Uma vez que o Sr. Deputado fez uma afirmação que, de algum modo, poderá ser polémica quando afirmou que a vida humana pode ser violável mesmo antes da concepção, gostaria de perguntar-lhe, em primeiro lugar, que respostas tem, hoje, o nosso quadro jurídico para estas questões, ou seja, para a possibilidade de a vida humana ser violável ou manipulável antes mesmo da concepção.
Por outro lado, deve esta questão assumir foros de discussão ao nível do Direito Constitucional ou só ao nível do Direito ordinário?

O Sr. Presidente: - Tem a palavra o Sr. Deputado Nogueira de Brito.

O Sr. Nogueira de Brito (CDS): - Sr. Deputado Costa Andrade, sempre lhe digo que a via utilizada por V. Ex.ª - aliás, com grande coerência, porque já foi exactamente a mesma em sede da Comissão Eventual para a Revisão Constitucional -é, apesar de tudo, uma via tortuosa e vou explicar porquê.

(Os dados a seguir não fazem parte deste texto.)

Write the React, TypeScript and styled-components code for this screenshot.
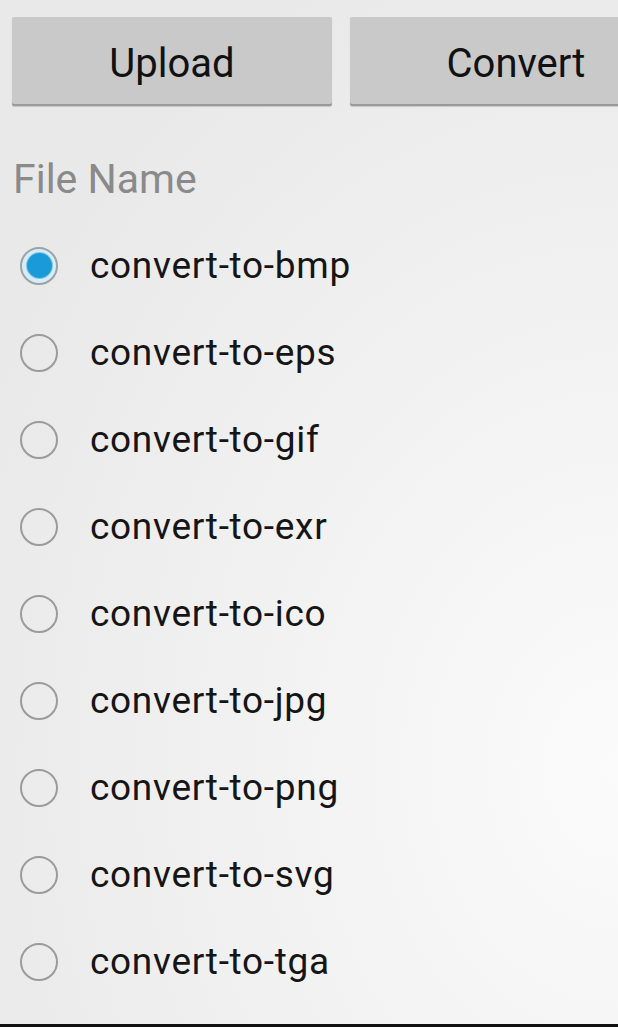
import React, { useState } from "react";
import styled, { createGlobalStyle } from "styled-components";

const GlobalStyle = createGlobalStyle`
  html, body {
    margin: 0;
    padding: 0;
    height: 100%;
    overflow: hidden;
  }
  #root {
    height: 100%;
  }
`;

const formats = ["bmp", "eps", "gif", "exr", "ico", "jpg", "png", "svg", "tga"];

const Screen = styled.div`
  width: 618px;
  height: 1027px;
  box-sizing: border-box;
  overflow: hidden;
  font-family: Roboto, "Noto Sans", sans-serif;
  background: radial-gradient(
    ellipse at 100% 75%,
    #fbfbfb 0%,
    #f3f3f3 35%,
    #e9e9e9 80%
  );
  border-bottom: 3px solid #111;
  padding: 17px 0 0 12px;
`;

const Toolbar = styled.div`
  display: flex;
  gap: 18px;
  width: 700px;
`;

const Button = styled.button<{ $width: number }>`
  width: ${(p) => p.$width}px;
  height: 89px;
  flex: none;
  border: none;
  border-radius: 2px;
  background: #c9c9c9;
  box-shadow: inset 0 -2px 0 #9a9a9a, 0 1px 1px rgba(0, 0, 0, 0.15);
  font-family: Roboto, "Noto Sans", sans-serif;
  font-size: 40px;
  color: #111;
  padding: 4px 0 0;
  cursor: pointer;
`;

const Label = styled.div`
  font-size: 41px;
  color: #8a8a8a;
  margin: 51px 0 0 1px;
  line-height: 44px;
`;

const List = styled.div`
  display: flex;
  flex-direction: column;
  margin-top: 21px;
`;

const Row = styled.label`
  display: flex;
  align-items: center;
  height: 87px;
  gap: 32px;
  padding-left: 8px;
  cursor: pointer;
`;

const Circle = styled.span<{ $checked: boolean }>`
  width: 38px;
  height: 38px;
  box-sizing: border-box;
  border-radius: 50%;
  border: 2px solid ${(p) => (p.$checked ? "#9aa3a8" : "#9b9b9b")};
  background: ${(p) => (p.$checked ? "#d6ecf6" : "transparent")};
  display: flex;
  align-items: center;
  justify-content: center;
  flex: none;
`;

const Dot = styled.span`
  width: 25px;
  height: 25px;
  border-radius: 50%;
  background: #1a9bd7;
  box-shadow: 0 0 0 1px #7fc6e8;
`;

const Text = styled.span`
  font-size: 37px;
  color: #151515;
  letter-spacing: 0.7px;
`;

export default function App() {
  const [selected, setSelected] = useState("bmp");
  return (
    <>
      <GlobalStyle />
      <Screen>
        <Toolbar>
          <Button $width={320}>Upload</Button>
          <Button $width={332}>Convert</Button>
        </Toolbar>
        <Label>File Name</Label>
        <List>
          {formats.map((f) => (
            <Row key={f} onClick={() => setSelected(f)}>
              <Circle $checked={selected === f}>{selected === f && <Dot />}</Circle>
              <Text>convert-to-{f}</Text>
            </Row>
          ))}
        </List>
      </Screen>
    </>
  );
}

O Sr. Deputado pergunta-me o que é que pretendemos com esta alteração e se, neste domínio concreto, pretendíamos que fosse declarada inconstitucional a lei que despenalizou o aborto. Honestamente respondo-lhe - não posso fazê-lo de outra maneira - que eu pretendia que fosse declarada inconstitucional. Mas, pelos vistos, V. Ex.ª não pretendia, porque, quer V. Ex.ª, quer o PSD, entendem que não é a via da criminalização a via para combater o aborto. Muito bem, Sr. Deputado. Só que essa questão há-de discutir-se noutro plano, ou seja, no plano da legislação ordinária. Estamos inteiramente de acordo! Mas por que é que V. Ex.ª quer conhecer as minhas intenções para votar este preceito, se está inteiramente de acordo com ele?